En 1838, un jeune officier de la marine de l’Inde, John Bell, abandonnait sa carrière, et, entraîné par le goût des voyages, se rendait en Abyssinie. Il y vécut quatre ans d’une existence vagabonde, puis revint en Égypte, y fit la rencontre d’un autre officier de la compagnie des Indes, Walter Plowden, qui rentrait en Angleterre, lui persuada de tenter avec lui cette vie aventureuse, et réussit à l’emmener dans les montagnes de l’Ethiopie. Plowden avait vingt-trois ans, et Bell n’était guère plus âgé. Ces deux jeunes gens voulaient, comme tant d’autres, courir à la recherche des sources du Nil. Après avoir erré quelque temps au hasard et s’être acquis l’amitié de plusieurs chefs indigènes, John Bell ne fit pas de difficulté pour devenir citoyen de cette étrange contrée. Ras-Ali le nomma général, et lui fit cadeau du village de Diddin, à quatre ou cinq heures de marche de Debra-Tabor. Le jeune Anglais épousa la fille d’un petit tyran du voisinage, il en eut plusieurs enfans, et se fit si bien à sa nouvelle condition qu’il oublia presque, dit-on, sa langue maternelle.

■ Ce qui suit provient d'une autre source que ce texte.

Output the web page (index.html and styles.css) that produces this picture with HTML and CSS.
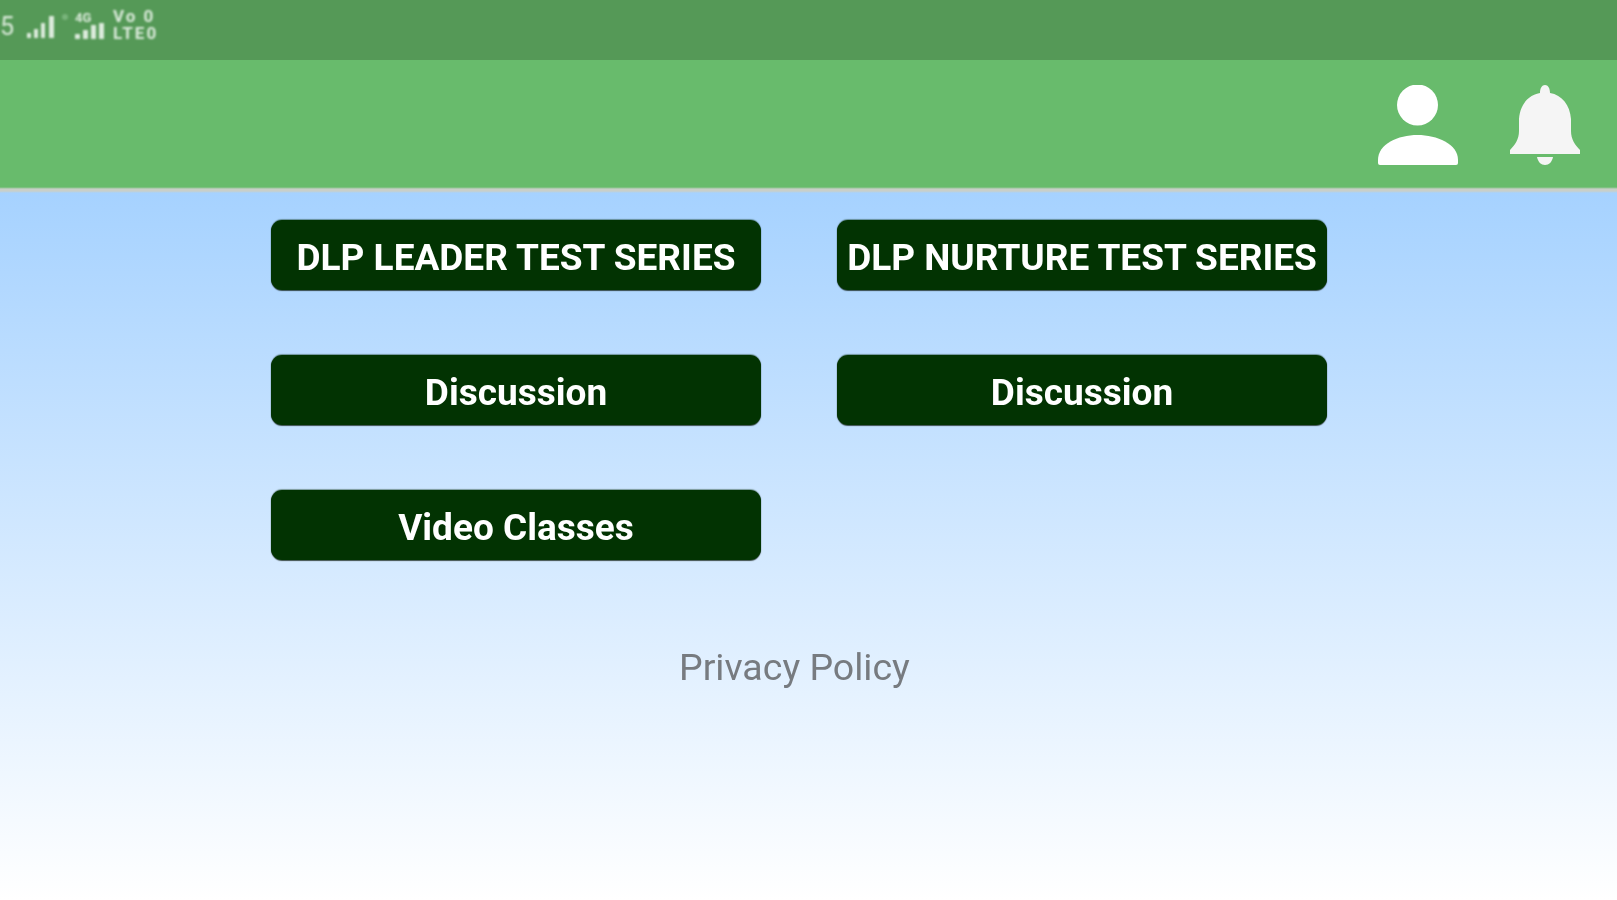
FILE: index.html
```html
<!DOCTYPE html>
<html>
<head>
  <title>DLP Test Series</title>
  <link rel="stylesheet" href="styles.css">
</head>

<body>
  <div class="status-bar">
    <span class="status-bar__time">5</span>
    <svg class="status-bar__signal" width="28" height="24" viewBox="0 0 28 24">
      <rect x="0" y="18" width="4" height="5" />
      <rect x="7" y="14" width="4" height="9" />
      <rect x="14" y="8" width="4" height="15" />
      <rect x="22" y="1" width="5" height="22" />
    </svg>
    <span class="status-bar__dot"></span>
    <div class="status-bar__network">
      <span class="status-bar__label">4G</span>
      <svg width="30" height="16" viewBox="0 0 30 16">
        <rect x="0" y="11" width="5" height="5" />
        <rect x="8" y="7" width="5" height="9" />
        <rect x="16" y="2" width="5" height="14" />
        <rect x="24" y="0" width="5" height="16" />
      </svg>
    </div>
    <div class="status-bar__volte">
      <span>Vo 0</span>
      <span>LTE0</span>
    </div>
  </div>

  <header class="app-header">
    <svg class="app-header__person" width="82" height="80" viewBox="0 0 82 80">
      <circle cx="40.500" cy="20" r="20.500" />
      <path d="M1 75C1 59 21 50 40.500 50C60 50 81 59 81 75V78Q81 80 79 80H3Q1 80 1 78Z" />
    </svg>
    <svg class="app-header__bell" width="70" height="80" viewBox="0 0 70 80">
      <path d="M35 0C38 0 40 3 40 8C52 10 60 20 61 34V46C61 54 65 60 70 65V69H0V65C5 60 9 54 9 46V34C10 20 18 10 30 8C30 3 32 0 35 0Z" />
      <path d="M27 72H43C42 77 39 80 35 80C31 80 28 77 27 72Z" />
    </svg>
  </header>

  <main class="content">
    <div class="menu-grid">
      <a class="menu-button" href="#">DLP LEADER TEST SERIES</a>
      <a class="menu-button" href="#">DLP NURTURE TEST SERIES</a>
      <a class="menu-button" href="#">Discussion</a>
      <a class="menu-button" href="#">Discussion</a>
      <a class="menu-button" href="#">Video Classes</a>
    </div>
    <a class="privacy-link" href="#">Privacy Policy</a>
  </main>
</body>

</html>
```

FILE: styles.css
```css
* {
  box-sizing: border-box;
}

html,
body {
  height: 100%;
}

body {
  margin: 0;
  display: flex;
  flex-direction: column;
  overflow: hidden;
  font-family: Roboto, "Liberation Sans", sans-serif;
  background-color: #ffffff;
}

a {
  text-decoration: none;
}

.status-bar {
  height: 60px;
  flex-shrink: 0;
  display: flex;
  align-items: flex-start;
  background-color: #559957;
  color: #dcebdc;
  overflow: hidden;
}

.status-bar > * {
  filter: blur(0.8px);
}

.status-bar__time {
  width: 27px;
  margin-top: 14px;
  font-size: 25px;
  line-height: 26px;
}

.status-bar__signal {
  margin-top: 15px;
  fill: #dcebdc;
}

.status-bar__dot {
  width: 6px;
  height: 6px;
  margin-top: 14px;
  margin-left: 7px;
  border-radius: 50%;
  background-color: #7ab57c;
}

.status-bar__network {
  width: 30px;
  margin-top: 13px;
  margin-left: 7px;
  display: flex;
  flex-direction: column;
}

.status-bar__network svg {
  fill: #dcebdc;
}

.status-bar__label {
  height: 10px;
  font-size: 13px;
  line-height: 10px;
  font-weight: bold;
}

.status-bar__volte {
  margin-top: 9px;
  margin-left: 8px;
  display: flex;
  flex-direction: column;
  gap: 2px;
  font-size: 17px;
  line-height: 15px;
  letter-spacing: 2px;
  font-weight: bold;
  white-space: pre;
}

.app-header {
  height: 133px;
  flex-shrink: 0;
  display: flex;
  justify-content: flex-end;
  gap: 51px;
  padding: 25px 37px 0 0;
  background: linear-gradient(to bottom, #68bb6c 127px, #c9cfc9 129px, #c9cfc9 131px, #a6d2ff 133px);
}

.app-header__person {
  fill: #ffffff;
  filter: blur(0.6px);
}

.app-header__bell {
  fill: #f5f5f5;
  filter: blur(0.6px);
}

.content {
  flex: 1;
  padding: 27px 0 0 271px;
  background: linear-gradient(to bottom, #a6d2ff, #ffffff);
}

.menu-grid {
  display: grid;
  grid-template-columns: 490px 490px;
  grid-auto-rows: 70px;
  column-gap: 76px;
  row-gap: 65px;
  filter: blur(0.5px);
}

.menu-button {
  display: flex;
  align-items: center;
  justify-content: center;
  padding-top: 5px;
  background-color: #023302;
  border-radius: 11px;
  box-shadow: 0 1px 1px rgba(0, 15, 0, 0.7), 0 -1px 1px rgba(0, 40, 0, 0.4);
  color: #ffffff;
  font-size: 37px;
  font-weight: bold;
  white-space: nowrap;
}

.privacy-link {
  display: block;
  width: 240px;
  margin: 85px 0 0 408px;
  color: #777b80;
  font-size: 37.500px;
  line-height: 44px;
  white-space: nowrap;
  filter: blur(0.5px);
}
```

Au contraire Plowden conservait, paraît-il, quelque esprit de retour en sa patrie. Après cinq années d’absence, il revenait à Massaoua en compagnie d’un ambassadeur que Ras-Ali envoyait à la reine Victoria. La traversée de la Mer-Rouge ne fut pas heureuse. L’officier anglais, l’ambassadeur et les présens dont il était chargé firent naufrage auprès de Suez, et n’arrivèrent pas sans peine en Égypte. L’envoyé abyssin avait été tellement effrayé de ce premier voyage par mer qu’il ne voulut pas en tenter un second. Plowden partit seul pour l’Angleterre.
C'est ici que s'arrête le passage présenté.